On 2014-07-25 08:15 (GMT+0300) Jukka K. Korpela composed:

The downside of the rem is...

While everything you wrote is or at least appears to be true, it entirely misses the higher level point I was trying to make, which was to put forth in simplistic terms the idea that thinking in px is best replaced by thinking in any of the available units that embody more granular precision, that are:

1-tailored to the pleasure and ease of the user, and
2-easier for the stylist, once he *abandons* the idea that the web is a place where high precision has any business being a priority

Web browsers do a nice job of presenting semantically correct HTML without help from CSS. They're naturally responsive too.

CSS offers a high degree of power to overcome a browser's ability to do what it is designed to do, to limit fluidity and flexibility. CSS ought to be used judiciously to enhance the semantic order, and give it character and color consistent with the nature of the page or site and/or its owner, not fixate everything to one person's or one team's idea of some kind of perfection in both relative terms, and the more troubling for users, absolute terms. Relative on average ought to be close enough.

The web ain't paper. Viewports come in an unlimited range of physical sizes, and nearly as broad a variety of aspect ratios. Viewing distance is another significant variable. One size cannot fit all. That makes the px unit a poor choice for design sizing focus, particularly since it also has no predictable relationship to any physical size that corresponds favorably with comfort, ease of use, or pleasure.

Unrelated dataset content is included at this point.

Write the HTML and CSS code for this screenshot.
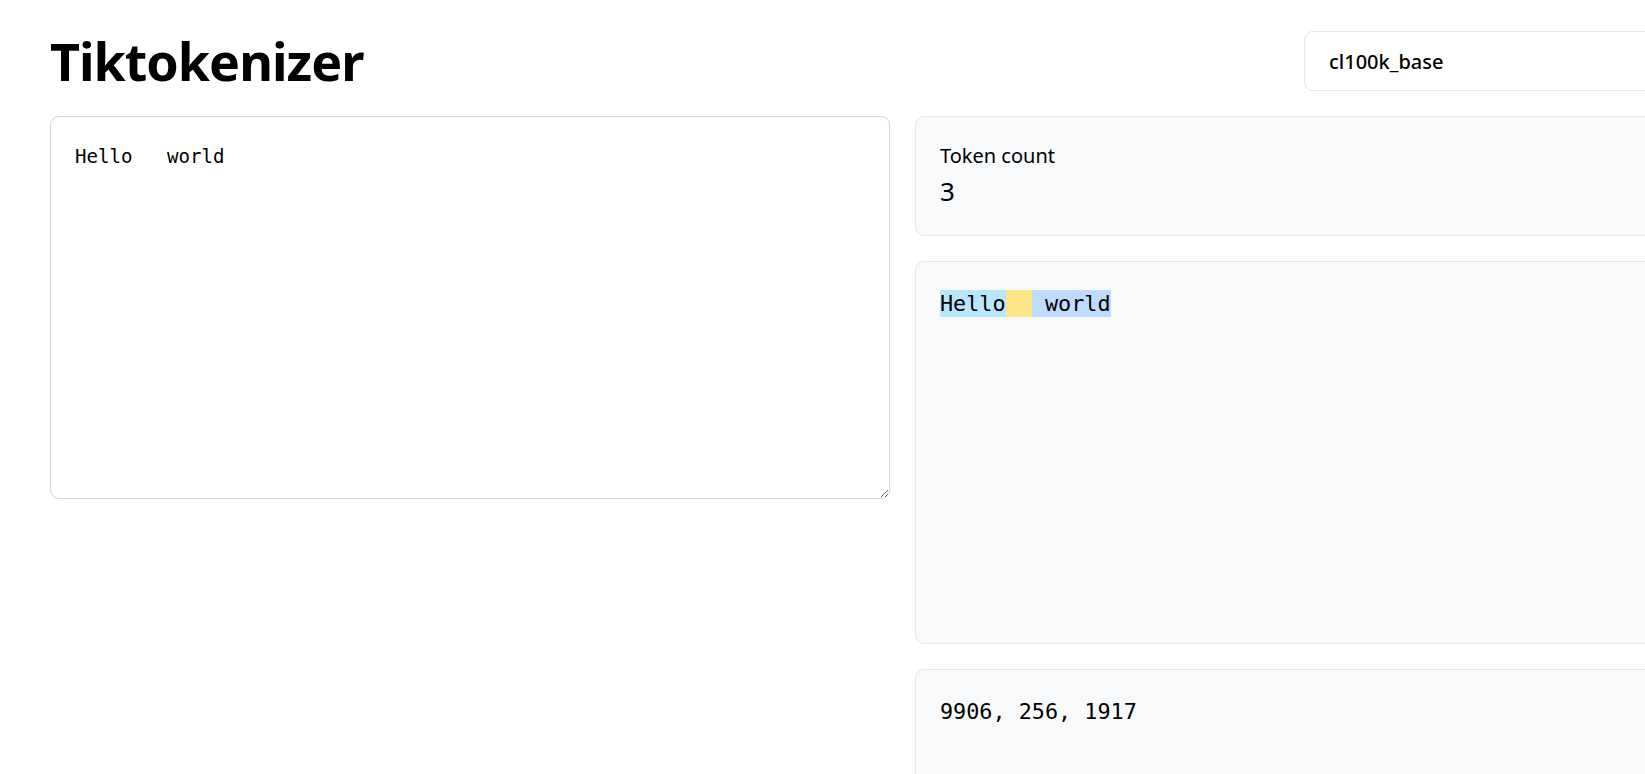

Most of the web has become a morass of URIs where CSS often outweighs HTML in multiples of 2 or 3 or even more, where a minor styling adjustment for one minor class creates unforeseen impacts elsewhere that take hours or days to debug, if the negative impact(s) ever gets discovered at all, and where a large site style overhaul can be a months long process that ultimately can stretch to more than a year. That puts the cart in front of the horse, not to mention gobbling bandwidth that's going to become more precious as time marches on and user numbers continue to mushroom.

Remember, a browser is a user agent. It's a tool that ought to be able to please the user, and do it with as little effort as possible. When pieces are bigger, fewer pieces are needed, resulting in easier construction. The more simplistic and efficient the CSS, the better a browser can do its job, and the lower the burden on the information highway. IOW, to the extent feasible fitting with the goal of a page/site, the simpler, the better.

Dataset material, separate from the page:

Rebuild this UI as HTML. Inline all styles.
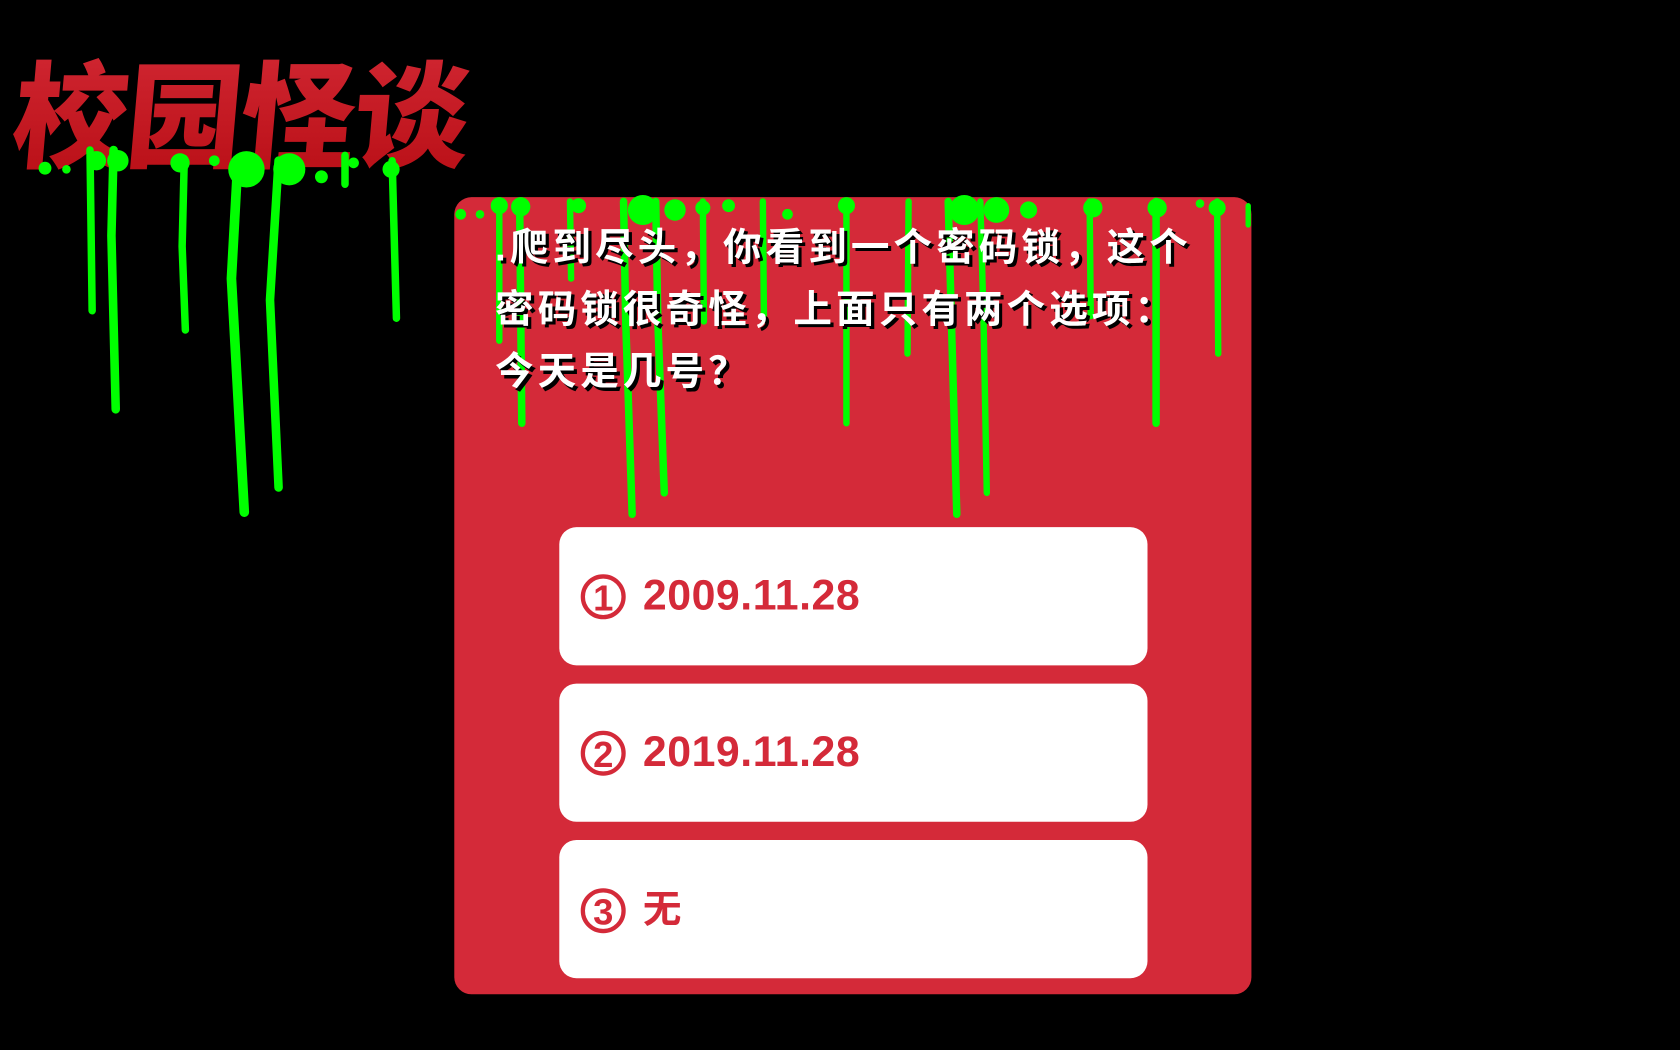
<!DOCTYPE html>
<html><head><meta charset="utf-8"><style>
html,body{margin:0;padding:0;background:#000;width:1680px;height:1050px;overflow:hidden}
svg{display:block}
text{font-family:"Liberation Sans","Noto Sans CJK SC",sans-serif;font-weight:bold}
</style></head><body>
<svg width="1680" height="1050" viewBox="0 0 1568 980" xmlns="http://www.w3.org/2000/svg">
<defs>
<linearGradient id="tg" x1="0" y1="0" x2="0" y2="1"><stop offset="0" stop-color="#d42a36"/><stop offset="1" stop-color="#b70d14"/></linearGradient>
</defs>
<rect width="1568" height="980" fill="#000"/>
<!-- title -->
<text x="14" y="148" font-size="108" fill="url(#tg)" style="font-family:'Noto Sans CJK SC',sans-serif;font-weight:900" letter-spacing="-2" transform="skewX(-5) translate(8,0)">校园怪谈</text>
<!-- left drips -->
<g stroke="#00ff00" stroke-linecap="round" fill="none">
<path d="M84 140 L86 290" stroke-width="7"/>
<path d="M106 140 L104 220 L108 382" stroke-width="8"/>
<path d="M172 148 L170 230 L173 308" stroke-width="7"/>
<path d="M222 150 L216 260 L228 478" stroke-width="9"/>
<path d="M260 150 L252 280 L260 455" stroke-width="8"/>
<path d="M366 150 L370 297" stroke-width="7"/>
<path d="M322 145 L322 172" stroke-width="7"/>
</g>
<g fill="#00ff00">
<circle cx="42" cy="157" r="6"/><circle cx="62" cy="158" r="4"/><circle cx="90" cy="150" r="9"/><circle cx="110" cy="150" r="10"/>
<circle cx="168" cy="152" r="9"/><circle cx="230" cy="158" r="17"/><circle cx="270" cy="158" r="15"/><circle cx="300" cy="165" r="6"/>
<circle cx="365" cy="158" r="8"/><circle cx="330" cy="152" r="5"/><circle cx="200" cy="150" r="5"/>
</g>
<!-- panel -->
<rect x="424" y="184" width="744" height="744" rx="16" fill="#d42a39"/>
<g stroke="#00ff00" stroke-linecap="round" fill="none">
<path d="M466 188 L466 318" stroke-width="6"/>
<path d="M485 188 L487 395" stroke-width="7"/>
<path d="M532 188 L533 260" stroke-width="6"/>
<path d="M582 188 L584 300 L590 480" stroke-width="7"/>
<path d="M612 188 L614 300 L620 460" stroke-width="7"/>
<path d="M656 188 L657 300" stroke-width="6"/>
<path d="M712 188 L713 295" stroke-width="6"/>
<path d="M790 188 L790 395" stroke-width="6"/>
<path d="M848 188 L847 330" stroke-width="6"/>
<path d="M885 188 L888 300 L893 480" stroke-width="7"/>
<path d="M915 188 L918 300 L921 460" stroke-width="6"/>
<path d="M1017 188 L1018 295" stroke-width="6"/>
<path d="M1079 188 L1079 395" stroke-width="7"/>
<path d="M1136 188 L1137 330" stroke-width="6"/>
<path d="M1165 192 L1165 210" stroke-width="5"/>
</g>
<g fill="#00ff00">
<circle cx="430" cy="200" r="5"/><circle cx="448" cy="200" r="4"/><circle cx="466" cy="192" r="8"/><circle cx="486" cy="193" r="9"/>
<circle cx="540" cy="192" r="7"/><circle cx="600" cy="196" r="14"/><circle cx="630" cy="196" r="10"/><circle cx="656" cy="194" r="7"/>
<circle cx="680" cy="192" r="6"/><circle cx="735" cy="200" r="5"/><circle cx="790" cy="192" r="8"/><circle cx="900" cy="196" r="14"/>
<circle cx="930" cy="196" r="12"/><circle cx="960" cy="196" r="8"/><circle cx="1020" cy="194" r="9"/><circle cx="1080" cy="194" r="9"/>
<circle cx="1136" cy="194" r="8"/><circle cx="1120" cy="190" r="4"/>
</g>
<!-- question text -->
<g font-size="36" letter-spacing="3.8">
<g fill="#000" transform="translate(3,3)">
<text x="462" y="243">.爬到尽头，你看到一个密码锁，这个</text>
<text x="462" y="301">密码锁很奇怪，上面只有两个选项：</text>
<text x="462" y="359">今天是几号？</text>
</g>
<g fill="#fff">
<text x="462" y="243">.爬到尽头，你看到一个密码锁，这个</text>
<text x="462" y="301">密码锁很奇怪，上面只有两个选项：</text>
<text x="462" y="359">今天是几号？</text>
</g>
</g>
<!-- options -->
<g fill="#fff">
<rect x="522" y="492" width="549" height="129" rx="16"/>
<rect x="522" y="638" width="549" height="129" rx="16"/>
<rect x="522" y="784" width="549" height="129" rx="16"/>
</g>
<g fill="#d42a39">
<circle cx="563" cy="557" r="19" fill="none" stroke="#d42a39" stroke-width="4"/>
<text x="563" y="570" font-size="34" text-anchor="middle">1</text>
<text x="600" y="569" font-size="40" letter-spacing="0.5">2009.11.28</text>
<circle cx="563" cy="703" r="19" fill="none" stroke="#d42a39" stroke-width="4"/>
<text x="563" y="716" font-size="34" text-anchor="middle">2</text>
<text x="600" y="715" font-size="40" letter-spacing="0.5">2019.11.28</text>
<circle cx="563" cy="850" r="19" fill="none" stroke="#d42a39" stroke-width="4"/>
<text x="563" y="863" font-size="34" text-anchor="middle">3</text>
<text x="600" y="861" font-size="36">无</text>
</g>
</svg>
</body></html>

Simple as thinking in px might appear to be to some, or even most, considering the macro issues above, now that lack of browser support for rem, ch and other newer relative units is near extinction, it is no longer, if it ever was. IMO, it isn't, and never was.
--
"The wise are known for their understanding, and pleasant
words are persuasive." Proverbs 16:21 (New Living Translation)

 Team OS/2 ** Reg. Linux User #211409 ** a11y rocks!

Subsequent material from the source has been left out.